Apple’s suit claims Qualcomm is demanding 5% of the purchase price of every Apple smartphone for the right to use technology that contributes very little to the overall functionality of the device. As I wrote last month in The Daily Caller, the 5% demand is out of line with FRAND terms and goes far beyond fair compensation. For every $600 iPhone sold, Qualcomm wants a $30 royalty. All this does is increase the cost for consumers and slow adoption. If the owner of a patent on a car rear-window defroster were to demand the same terms, it would amount to $1,000 on every $20,000 auto—a sum that wildly exceeds the value it adds to the vehicle.
The industry, along with Qualcomm’s own shareholders, are fed up with this. For its part, Qualcomm claims there’s nothing to see here—just business as usual. Of the Korea Fair Trade Commission fine, it argued the Korean government “seeks to disrupt established licensing practices that have been accepted by the wireless industry and used by major patent holders for decades.”
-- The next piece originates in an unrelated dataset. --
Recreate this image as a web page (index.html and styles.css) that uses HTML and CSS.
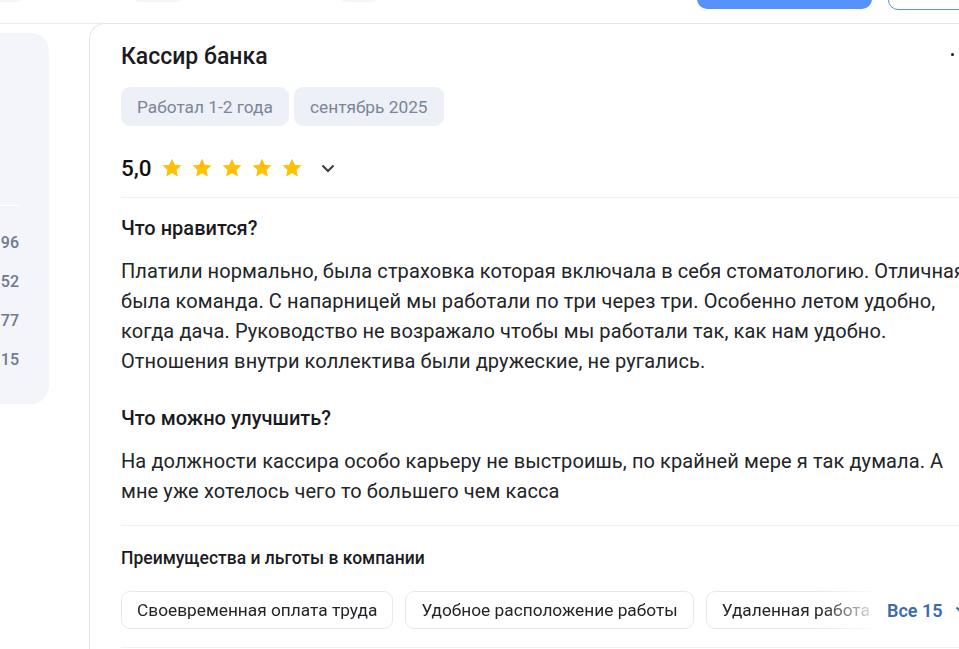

This is a poor defense. The wireless industry only accepted Qualcomm’s practices because it had no choice. In trying to justify itself, Qualcomm sounds very much like the line taxi monopolies are taking against Uber. They want local governments to ignore the consumer benefits of ride-sharing and instead stop Uber because it’s “disrupting established practices” accepted by the taxi-using public for decades.
While government intervention and antitrust actions should be taken judiciously, the FTC is correct to act here. In fact, the ever-growing list of court decisions and government sanctions against Qualcomm suggest its action is overdue.
It’s time to put the real facts on the table in a U.S. Court where the “that’s the way we’ve always done it” defense will be exposed.